Shareholders of G8 Education Ltd (ASX: GEM) had to remain patient over the last eight months or so, but those who did are set to reap the rewards in the long run.
In the time between September 2014 and April 2015, shares of Australia's largest for-profit childcare centre operator plunged a whopping 43% from a high of $5.63 to just $3.21 based on concerns of increased government regulation.
However, it has since managed to regain nearly 25% to be trading at $4.00, and that upward trend looks set to continue. In fact, UBS has even slapped a $6.22 12-month price target on the stock, as reported by the Fairfax press, thanks in large part to the government's planned increase in childcare subsidiaries.

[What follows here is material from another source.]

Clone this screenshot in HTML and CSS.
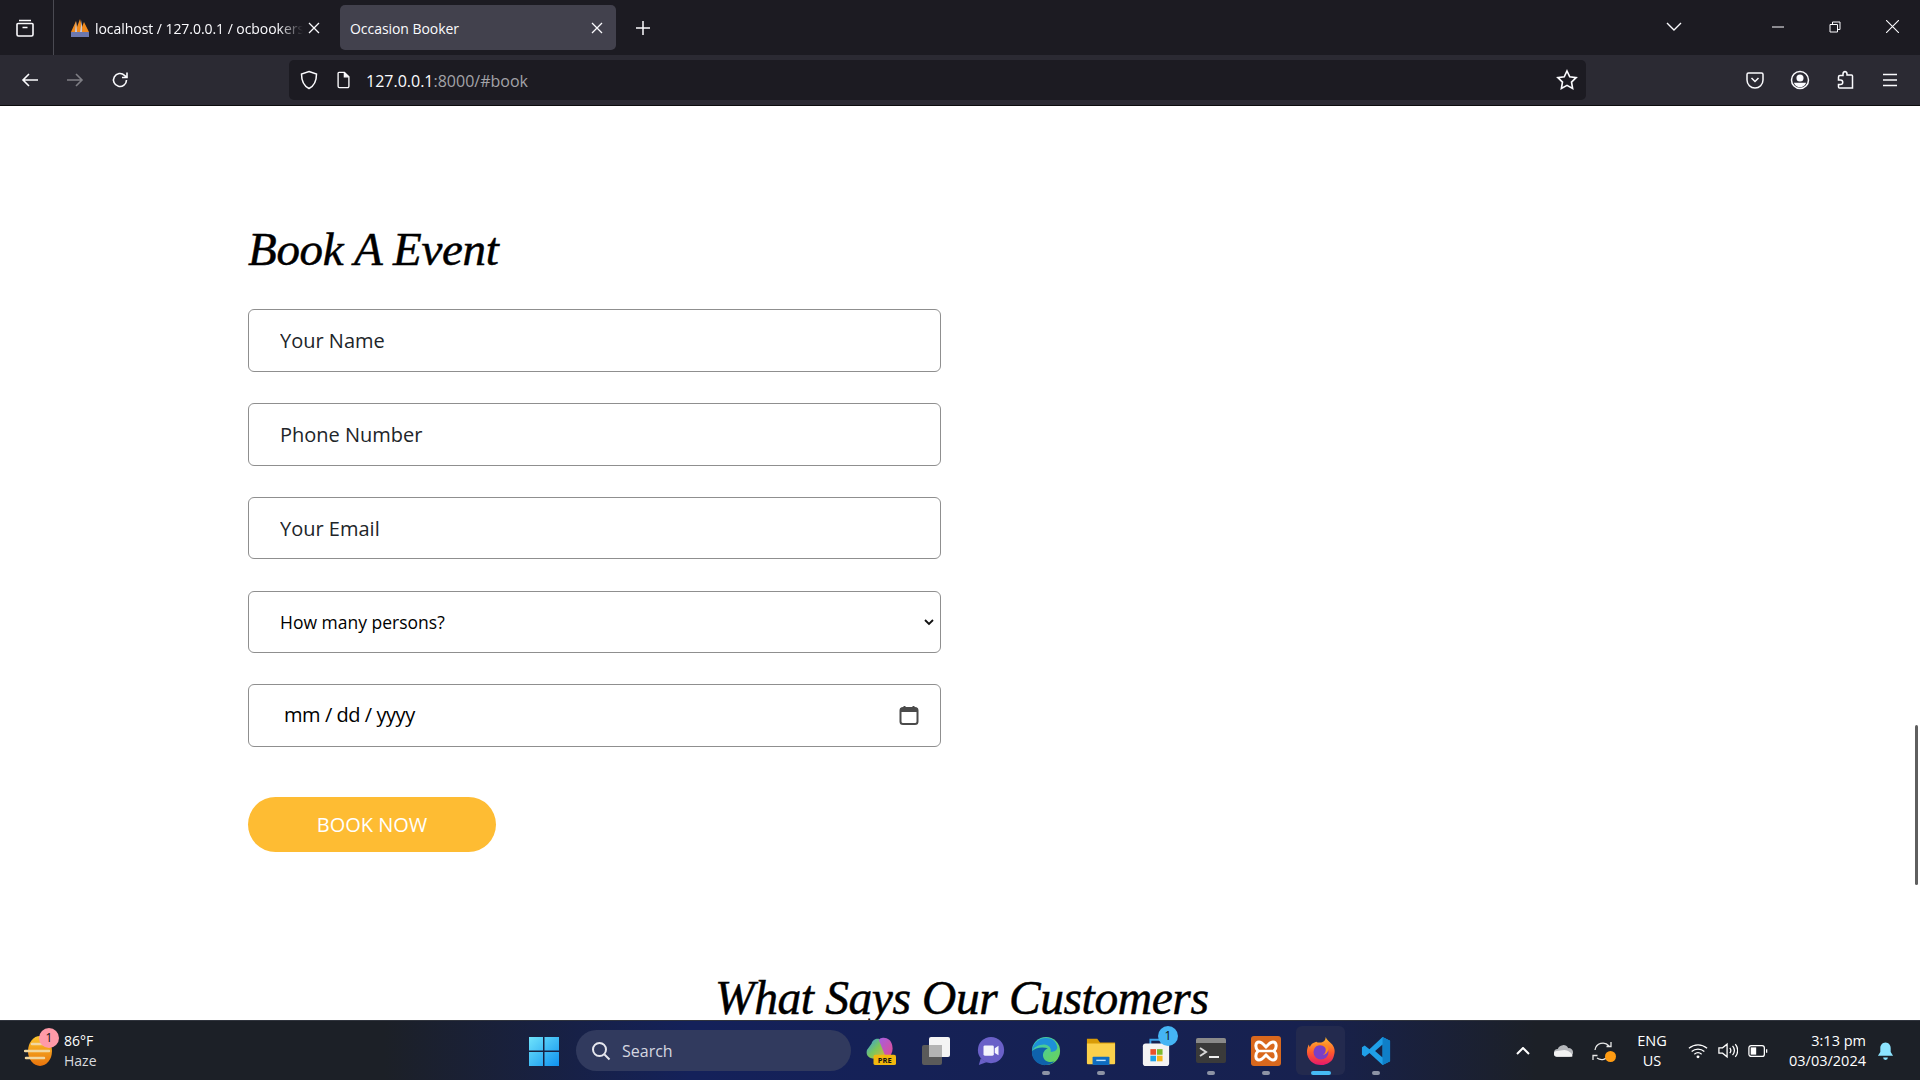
FILE: index.html
```html
<!DOCTYPE html>
<html lang="en">
<head>
<meta charset="utf-8">
<title>Occasion Booker</title>
<link rel="stylesheet" href="styles.css">
</head>
<body>
<div class="screen">
  <header class="tabstrip">
    <div class="tabview">
      <svg class="ico" viewBox="0 0 20 20"><path d="M4 2.500h12M3 5.500h14a1 1 0 0 1 1 1v10a1.500 1.500 0 0 1-1.500 1.500h-13A1.500 1.500 0 0 1 2 16.500v-10a1 1 0 0 1 1-1zM7.500 9.500h5"/></svg>
    </div>
    <div class="tab first">
      <svg class="favicon" viewBox="0 0 20 20"><path d="M1 14 6 3l1 6 3-8 2 8 2-5 5 10z" fill="#f08a1d"/><path d="M1 14h18v5H1z" fill="#6c78af"/><path d="M6 3 5 14h2zM12 2l-2 12h2z" fill="#c9c9d6"/></svg>
      <span class="tabtitle fade">localhost / 127.0.0.1 / ocbookers</span>
      <svg class="close" viewBox="0 0 12 12"><path d="M1 1l10 10M11 1 1 11"/></svg>
    </div>
    <div class="tab active">
      <span class="tabtitle">Occasion Booker</span>
      <svg class="close" viewBox="0 0 12 12"><path d="M1 1l10 10M11 1 1 11"/></svg>
    </div>
    <svg class="newtab" viewBox="0 0 16 16"><path d="M8 1v14M1 8h14"/></svg>
    <div class="spacer"></div>
    <svg class="tablist" viewBox="0 0 16 10"><path d="M1 1l7 7 7-7"/></svg>
    <svg class="winbtn" viewBox="0 0 12 12"><path d="M0 6h12"/></svg>
    <svg class="winbtn" viewBox="0 0 12 12"><path d="M1 3.500h7.500V11H1zM3.500 3.500V1H11v7.500H8.500"/></svg>
    <svg class="winbtn lastbtn" viewBox="0 0 12 12"><path d="M0 0l12 12M12 0 0 12"/></svg>
  </header>

  <nav class="toolbar">
    <svg class="navico" viewBox="0 0 18 18"><path d="M17 9H2M8 3 2 9l6 6"/></svg>
    <svg class="navico dim" viewBox="0 0 18 18"><path d="M1 9h15M10 3l6 6-6 6"/></svg>
    <svg class="navico" viewBox="0 0 18 18"><path d="M15.500 9A6.500 6.500 0 1 1 13.500 4.300L16 6.500M16 1.500v5h-5"/></svg>
    <div class="urlbar">
      <svg class="urlico" viewBox="0 0 18 20"><path d="M9 1.500 16.500 4c0 7-1.500 11.500-7.500 14.500C3 15.500 1.500 11 1.500 4z"/></svg>
      <svg class="urlico docico" viewBox="0 0 16 20"><path d="M2 2.500a1 1 0 0 1 1-1h6l5 5v10.500a1.500 1.500 0 0 1-1.500 1.500h-9A1.500 1.500 0 0 1 2 17z"/><path d="M9 1.500v5h5" fill="#fbfbfe"/></svg>
      <span class="url"><span class="host">127.0.0.1</span>:8000/#book</span>
      <div class="spacer"></div>
      <svg class="star" viewBox="0 0 20 20"><path d="m10 1.800 2.500 5.300 5.800.8-4.200 4 1 5.800-5.100-2.800-5.100 2.800 1-5.800-4.200-4 5.800-.8z"/></svg>
    </div>
    <div class="spacer"></div>
    <svg class="toolico" viewBox="0 0 20 20"><path d="M3.500 3h13A1.500 1.500 0 0 1 18 4.500V10a8 8 0 0 1-16 0V4.500A1.500 1.500 0 0 1 3.500 3zM6.500 8l3.500 3.500L13.500 8"/></svg>
    <svg class="toolico" viewBox="0 0 20 20"><circle cx="10" cy="10" r="8.500"/><circle cx="10" cy="8" r="2.800" fill="#fbfbfe"/><path d="M5 13.500h10c-1 2-3 3-5 3s-4-1-5-3z" fill="#fbfbfe"/></svg>
    <svg class="toolico" viewBox="0 0 20 20"><path d="M9.500 1.500c1.500 0 2.500 1 2.500 2.500v1h4.500a1 1 0 0 1 1 1v12h-13a1 1 0 0 1-1-1v-2.500h2a2 2 0 0 0 0-4.500h-2V7a1.500 1.500 0 0 1 1.500-1.500h3V4c0-1.500.5-2.500 2.500-2.500z"/></svg>
    <svg class="toolico lasttool" viewBox="0 0 20 20"><path d="M3 4.500h14M3 10h14M3 15.500h14"/></svg>
  </nav>

  <main class="content">
    <section class="booking">
      <h2 class="script book-title">Book A Event</h2>
      <form class="form">
        <input class="field" type="text" placeholder="Your Name">
        <input class="field" type="text" placeholder="Phone Number">
        <input class="field shorter" type="email" placeholder="Your Email">
        <div class="field selectbox">
          <span>How many persons?</span>
          <svg class="chev" viewBox="0 0 10 7"><path d="M1 1l4 4 4-4"/></svg>
        </div>
        <div class="field datebox">
          <span>mm / dd / yyyy</span>
          <svg class="cal" viewBox="0 0 20 20"><rect x="1.500" y="3" width="17" height="16" rx="2.500" fill="none" stroke="#4a4a4a" stroke-width="2"/><path d="M1.500 3h17v4h-17z" fill="#4a4a4a"/><path d="M5.500 1v3M14.500 1v3" stroke="#4a4a4a" stroke-width="2"/></svg>
        </div>
        <button class="book-btn" type="button">BOOK NOW</button>
      </form>
    </section>
    <h2 class="script customers">What Says Our Customers</h2>
    <div class="scrollthumb"></div>
  </main>

  <footer class="taskbar">
    <div class="weather">
      <div class="sun">
        <svg viewBox="0 0 30 34" width="30" height="34"><defs><linearGradient id="sung" x1="0" y1="0" x2="0" y2="1"><stop offset="0" stop-color="#fcc52c"/><stop offset="1" stop-color="#e8730c"/></linearGradient></defs><ellipse cx="16" cy="17" rx="12" ry="15" fill="url(#sung)"/><path d="M8 10h16M1 17h24M2 24h18" stroke="#f1d7a0" stroke-width="2.500" stroke-linecap="round"/></svg>
        <span class="wbadge">1</span>
      </div>
      <div class="wtext"><span class="temp">86°F</span><span class="cond">Haze</span></div>
    </div>
    <div class="tile">
      <svg class="app" viewBox="0 0 30 30"><defs><linearGradient id="win" x1="0" y1="0" x2="1" y2="1"><stop offset="0" stop-color="#6fe3fb"/><stop offset="1" stop-color="#0f92ef"/></linearGradient></defs><path d="M0 1h14v13.500H0zM15.500 1H30v13.500H15.500zM0 16h14v14H0zM15.500 16H30v14H15.500z" fill="url(#win)"/></svg>
    </div>
    <div class="search">
      <svg class="searchico" viewBox="0 0 20 20"><circle cx="8.500" cy="8.500" r="6.500"/><path d="m13.500 13.500 5 5"/></svg>
      <span>Search</span>
    </div>
    <div class="apps">
      <div class="tile"><svg class="app" viewBox="0 0 32 32"><defs><linearGradient id="cop" x1="0" y1="0" x2="1" y2="1"><stop offset="0" stop-color="#2d9cf0"/><stop offset=".5" stop-color="#7cc65a"/><stop offset="1" stop-color="#e3b13a"/></linearGradient><linearGradient id="cop2" x1="0" y1="0" x2="1" y2="1"><stop offset="0" stop-color="#a45fe0"/><stop offset="1" stop-color="#e24d92"/></linearGradient></defs><path d="M6 8c1-5 8-7 10-3l5 15c-1 5-12 5-14 4-6-1-7-5-6-9z" fill="url(#cop)"/><path d="M17 2c5-1 10 2 11 8 1 4 0 9-3 12l-5-2-6-15c0-2 1-3 3-3z" fill="url(#cop2)"/><rect x="8" y="20" width="24" height="11" rx="2" fill="#f2b80e"/><text x="20" y="29" class="pre">PRE</text></svg></div>
      <div class="tile"><svg class="app" viewBox="0 0 30 30"><rect x="1" y="9" width="20" height="20" rx="2" fill="#5a5a5a"/><rect x="8" y="1" width="21" height="20" rx="2" fill="#f4f4f4"/><rect x="8" y="9" width="13" height="12" fill="#b4b4b4"/></svg></div>
      <div class="tile"><svg class="app" viewBox="0 0 30 32"><circle cx="15" cy="15" r="14" fill="#6a60c8"/><path d="M4 24 2 31l8-3z" fill="#6a60c8"/><rect x="7" y="10" width="11" height="11" rx="1.500" fill="#f4f4fc"/><path d="m19 13 4-2.500v10L19 18z" fill="#f4f4fc"/></svg></div>
      <div class="tile dot"><svg class="app" viewBox="0 0 32 32"><defs><linearGradient id="edge" x1="0" y1="0" x2="1" y2="1"><stop offset="0" stop-color="#36c8c0"/><stop offset="1" stop-color="#70d44e"/></linearGradient></defs><circle cx="16" cy="16" r="15" fill="url(#edge)"/><path d="M1 16C2 7 9 2 16 2c6 0 11 3 12 10 0 3-3 5-7 5 1-4-2-8-7-8-6 0-11 3-13 7z" fill="#1e90d8"/><path d="M1 16c-1 9 7 16 15 15 4 0 7-2 9-4-5 2-11 0-12-5-1-4 2-8 5-9-7-2-14 0-17 3z" fill="#0f62ac"/></svg></div>
      <div class="tile dot"><svg class="app" viewBox="0 0 32 30"><path d="M1 2h11l3 4h16v22H1z" fill="#d99c07"/><path d="M1 7h30v21a1 1 0 0 1-1 1H2a1 1 0 0 1-1-1z" fill="#fbd04b"/><rect x="7" y="21" width="18" height="9" rx="1" fill="#0f6cc0"/><path d="M11 25h10" stroke="#bfe3ff" stroke-width="1.500"/></svg></div>
      <div class="tile badge-host"><svg class="app" viewBox="0 0 30 32"><path d="M9 9V4h12v5" fill="none" stroke="#3aa0e8" stroke-width="2"/><rect x="1" y="8" width="28" height="24" rx="3" fill="#f3f3f3"/><path d="M9 14h6v6H9z" fill="#e9512c"/><path d="M16 14h6v6h-6z" fill="#7dbb2e"/><path d="M9 21h6v6H9z" fill="#1ea3e8"/><path d="M16 21h6v6h-6z" fill="#f6b81c"/></svg><span class="appbadge">1</span></div>
      <div class="tile dot"><svg class="app" viewBox="0 0 30 26"><rect x="0" y="0" width="30" height="25" rx="2" fill="#3a3a3a"/><path d="M0 2a2 2 0 0 1 2-2h26a2 2 0 0 1 2 2v3H0z" fill="#8a8a8a"/><path d="m4 10 6 4-6 4" fill="none" stroke="#d8d8d8" stroke-width="2"/><path d="M13 19h10" stroke="#eee" stroke-width="2"/></svg></div>
      <div class="tile dot"><svg class="app" viewBox="0 0 30 30"><rect width="30" height="30" rx="3" fill="#d9681d"/><path d="M8 6c3 0 5 3 7 5 2-2 4-5 7-5 4 0 4 6 1 9 3 3 3 9-1 9-3 0-5-3-7-5-2 2-4 5-7 5-4 0-4-6-1-9-3-3-3-9 1-9z" fill="none" stroke="#fff" stroke-width="3"/><path d="M7 15h16" stroke="#fff" stroke-width="2.500"/></svg></div>
      <div class="tile running"><svg class="app ff" viewBox="0 0 32 32"><defs><linearGradient id="ffg" x1="0" y1="0" x2="0" y2="1"><stop offset="0" stop-color="#ffbc2f"/><stop offset=".55" stop-color="#ff5a2c"/><stop offset="1" stop-color="#e6186d"/></linearGradient></defs><path d="M21 1c1 3 4 5 7 8 3 4 3 8 2 11-1 7-7 11-14 11C8 31 1 25 1 17c0-3 1-6 2-8l1 3c1-3 3-5 7-6 1 1 2 1 4 1 3 0 6-2 6-6z" fill="url(#ffg)"/><circle cx="16" cy="17" r="8" fill="#7a3fc7"/><path d="M9 12c3-3 9-3 11 0 2 2 1 7-2 8 3 0 6-3 6-7-2-5-12-7-15-1z" fill="#ff8a1f"/></svg></div>
      <div class="tile dot"><svg class="app" viewBox="0 0 32 32"><path d="M23 1 31 5v22l-8 4L9 18l-5 4-3-2v-8l3-2 5 4zM23 9l-8 7 8 7z" fill="#1f9fe8"/><path d="M23 1 31 5v22l-8 4z" fill="#0f7fc8"/></svg></div>
    </div>
    <div class="tray">
      <svg class="tchev" viewBox="0 0 14 8"><path d="M1 7l6-6 6 6"/></svg>
      <svg class="cloud" viewBox="0 0 22 14"><path d="M5 13a4 4 0 0 1 0-8 6 6 0 0 1 11-1 4.500 4.500 0 0 1 1 9z" fill="#b5b7bb"/><path d="M4 13a3 3 0 0 1 0-6l8-1c3 0 8 3 8 5 1 2 0 2-1 2z" fill="#f2f2f2"/></svg>
      <div class="sync">
        <svg viewBox="0 0 22 22" width="22" height="22"><path d="M3 10a8 8 0 0 1 14-4M19 2v4.500h-4.500M17 15a8 8 0 0 1-12 3M1 20v-4.500h4.500"/></svg>
        <span class="syncdot"></span>
      </div>
      <div class="lang"><span>ENG</span><span>US</span></div>
      <svg class="wifi" viewBox="0 0 22 18"><path d="M1 6.500c6-5 14-5 20 0M4 10c4-3.500 10-3.500 14 0M7 13c2.500-2 5.500-2 8 0"/><circle cx="11" cy="16" r="1.600" fill="#fff" stroke="none"/></svg>
      <svg class="vol" viewBox="0 0 22 18"><path d="M1 6h4l5-4v14l-5-4H1zM13 6c1.500 2 1.500 4 0 6M16 4c2.500 3 2.500 7 0 10M19 2c3.500 4 3.500 10 0 14"/></svg>
      <svg class="batt" viewBox="0 0 22 14"><rect x="1" y="1" width="17" height="12" rx="2.500"/><rect x="3" y="3" width="6" height="8" fill="#fff" stroke="none"/><path d="M20.500 5v4"/></svg>
      <div class="clock"><span>3:13 pm</span><span>03/03/2024</span></div>
      <svg class="bell" viewBox="0 0 18 20"><path d="M9 1c3.500 0 5.500 3 5.500 6v4l2.500 4H1l2.500-4V7C3.500 4 5.500 1 9 1z" fill="#8ce4ff"/><path d="M6.500 17h5a2.500 2.500 0 0 1-5 0z" fill="#8ce4ff"/></svg>
    </div>
  </footer>
</div>
</body>
</html>
```

FILE: styles.css
```css
* { box-sizing: border-box; }
html, body { margin: 0; padding: 0; height: 100%; overflow: hidden; }
body { font-family: "Open Sans", "Noto Sans", sans-serif; background: #fff; }
.screen { width: 1920px; height: 1080px; display: flex; flex-direction: column; overflow: hidden; }
.spacer { flex: 1; }
svg { display: block; flex: none; }

/* tab strip */
.tabstrip { height: 55px; flex: none; background: #1c1b22; display: flex; align-items: center; color: #fbfbfe; font-size: 14px; }
.tabview { width: 54px; height: 55px; flex: none; display: flex; align-items: center; justify-content: center; border-right: 1px solid #4a4a52; }
.ico { width: 20px; height: 20px; fill: none; stroke: #fbfbfe; stroke-width: 1.6; margin-right: 3px; }
.tab { width: 276px; height: 45px; margin-right: 7px; padding: 0 10px 0 16px; flex: none; display: flex; align-items: center; gap: 5px; border-radius: 5px; }
.tab.first { width: 279px; }
.tab.active { background: #42414d; padding-left: 10px; }
.favicon { width: 20px; height: 20px; }
.tabtitle { flex: 1; white-space: nowrap; overflow: hidden; font-size: 14px; letter-spacing: -.05px; position: relative; top: 1px; }
.fade { -webkit-mask-image: linear-gradient(90deg, #000 88%, transparent); mask-image: linear-gradient(90deg, #000 88%, transparent); }
.close { width: 12px; height: 12px; fill: none; stroke: #fbfbfe; stroke-width: 1.3; margin-right: 3px; }
.newtab { width: 16px; height: 16px; fill: none; stroke: #fbfbfe; stroke-width: 1.5; margin-left: 12px; }
.tablist { width: 16px; height: 10px; fill: none; stroke: #fbfbfe; stroke-width: 1.4; margin-right: 90px; position: relative; top: -1px; }
.winbtn { width: 12px; height: 12px; fill: none; stroke: #fbfbfe; stroke-width: 1; margin-right: 45px; position: relative; top: -1px; }
.winbtn.lastbtn { margin-right: 21px; width: 13px; height: 13px; }

/* toolbar */
.toolbar { height: 51px; flex: none; background: #2b2a33; border-bottom: 1px solid #0c0c0d; display: flex; align-items: center; padding-left: 21px; }
.navico { width: 18px; height: 18px; fill: none; stroke: #fbfbfe; stroke-width: 1.6; margin-right: 27px; }
.dim { opacity: .4; }
.urlbar { width: 1297px; height: 40px; margin-left: 133px; flex: none; background: #1c1b22; border-radius: 5px; display: flex; align-items: center; padding: 0 8px 0 11px; color: #fbfbfe; }
.urlico { width: 18px; height: 20px; fill: none; stroke: #fbfbfe; stroke-width: 1.5; margin-right: 18px; }
.urlico.docico { width: 15px; height: 18px; margin-right: 15px; }
.url { font-size: 16px; color: #a3a3a8; position: relative; top: 1px; }
.host { color: #fbfbfe; }
.star { width: 22px; height: 22px; fill: none; stroke: #fbfbfe; stroke-width: 1.5; }
.toolico { width: 20px; height: 20px; fill: none; stroke: #fbfbfe; stroke-width: 1.5; margin-right: 25px; }
.toolico.lasttool { margin-right: 20px; }

/* page */
.content { flex: 1; min-height: 0; background: #fff; position: relative; overflow: hidden; }
.booking { padding: 113px 0 0 248px; }
.script { margin: 0; font-family: "Liberation Serif", serif; font-style: italic; font-weight: 400; color: #000; -webkit-text-stroke: .5px #000; }
.book-title { font-size: 47px; line-height: 60px; letter-spacing: -.3px; }
.form { width: 693px; margin-top: 30px; display: flex; flex-direction: column; align-items: flex-start; }
.field { width: 100%; height: 63px; margin-bottom: 31px; border: 1px solid #8f8f8f; border-radius: 6px; background: #fff; padding: 0 31px; font-family: "Open Sans", sans-serif; font-size: 20px; color: #212529; outline: none; }
.field::placeholder { color: #212529; opacity: 1; }
.field.shorter { height: 62px; margin-bottom: 32px; }
.selectbox { display: flex; align-items: center; justify-content: space-between; height: 62px; font-size: 17.500px; color: #000; padding-right: 6px; }
.datebox { display: flex; align-items: center; justify-content: space-between; height: 63px; margin-bottom: 50px; color: #000; padding: 0 21px 2px 35px; letter-spacing: -.45px; }
.chev { width: 10px; height: 7px; fill: none; stroke: #111; stroke-width: 1.8; }
.cal { width: 20px; height: 20px; }
.book-btn { width: 248px; height: 55px; border: 0; border-radius: 28px; background: #febc33; color: #fff; font-family: "Open Sans", sans-serif; font-size: 20px; }
.customers { position: absolute; left: 715px; top: 862px; font-size: 47.500px; line-height: 60px; white-space: nowrap; letter-spacing: -.4px; }
.scrollthumb { position: absolute; right: 2px; top: 619px; width: 3px; height: 160px; background: #5f5f5f; border-radius: 2px; }

/* taskbar */
.taskbar { height: 60px; flex: none; border-top: 1px solid #30343d; background: linear-gradient(90deg, #1c2027 0, #1c2027 20%, #14215a 36%, #17214f 68%, #1c2027 80%, #1c2027 100%); display: flex; align-items: center; color: #fff; }
.weather { width: 516px; flex: none; display: flex; align-items: center; padding-left: 24px; gap: 10px; }
.sun { position: relative; width: 30px; height: 34px; }
.wbadge { position: absolute; top: -6px; left: 15px; width: 20px; height: 20px; border-radius: 50%; background: #ff9aa8; color: #111; font-size: 12px; line-height: 20px; text-align: center; }
.wtext { display: flex; flex-direction: column; font-size: 14px; line-height: 20px; }
.cond { color: #d8dade; }
.tile { position: relative; width: 55px; height: 49px; flex: none; display: flex; align-items: center; justify-content: center; }
.app { width: 30px; height: 30px; }
.pre { font: 700 8px "Open Sans", sans-serif; fill: #111; text-anchor: middle; }
.search { width: 275px; height: 41px; margin-left: 5px; margin-right: 3px; flex: none; border-radius: 21px; background: #313a5e; display: flex; align-items: center; gap: 11px; padding-left: 15px; font-size: 16px; color: #d5d7e0; }
.searchico { width: 20px; height: 20px; fill: none; stroke: #e6e7ee; stroke-width: 2; }
.apps { display: flex; margin-left: -1px; }
.dot::after, .running::after { content: ""; position: absolute; bottom: 0; left: 50%; width: 8px; height: 4px; margin-left: -4px; border-radius: 2px; background: #8d93a5; }
.tile.running { width: 49px; margin: 0 3px; background: #232a4e; border-radius: 6px; }
.running::after { width: 20px; margin-left: -10px; background: #46baf5; }
.badge-host .appbadge { position: absolute; top: 0; left: 30px; width: 20px; height: 20px; border-radius: 50%; background: #45b5f4; color: #111; font-size: 12px; line-height: 20px; text-align: center; }
.tray { margin-left: auto; display: flex; align-items: center; font-size: 15px; }
.tchev { width: 14px; height: 8px; fill: none; stroke: #fff; stroke-width: 2; margin-right: 23px; }
.cloud { width: 21px; height: 14px; margin-right: 18px; }
.sync { position: relative; width: 22px; height: 22px; margin-right: 22px; }
.sync svg { fill: none; stroke: #e8e8e8; stroke-width: 1.3; }
.syncdot { position: absolute; right: -2px; bottom: 0; width: 11px; height: 11px; border-radius: 50%; background: #ff9c13; }
.lang { display: flex; flex-direction: column; align-items: center; width: 32px; line-height: 20px; font-size: 14.500px; margin-right: 20px; }
.wifi, .vol { width: 20px; height: 17px; fill: none; stroke: #fff; stroke-width: 1.4; margin-right: 10px; }
.batt { width: 20px; height: 14px; fill: none; stroke: #fff; stroke-width: 1.4; margin-right: 10px; }
.clock { width: 88px; display: flex; flex-direction: column; align-items: flex-end; line-height: 20px; font-size: 14.500px; white-space: nowrap; margin-right: 11px; }
.bell { width: 17px; height: 20px; margin-right: 26px; }
```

When Joe Hockey read out the 2015 Federal Budget on Tuesday evening, he confirmed reports that an additional $3.5 billion would be allocated to childcare in an effort to improve affordability and access to the sector.
In addition, the changes are also designed to encourage new parents to return to the workforce sooner to boost the employment rate. While this could well see an increase in occupancy in G8 Education's childcare centres, it also provides scope for the company to increase its prices.
As it continues on its path to opening new centres, this could prove to be a profitable development for the company. Although G8 Education remains my preferred stock to benefit from the changes, its rivals Affinity Education Group Ltd (ASX: AFJ), Folkestone Education Trust (ASX: FET) and Think Childcare and Education Ltd (ASX: TNK) are also likely to receive a boost.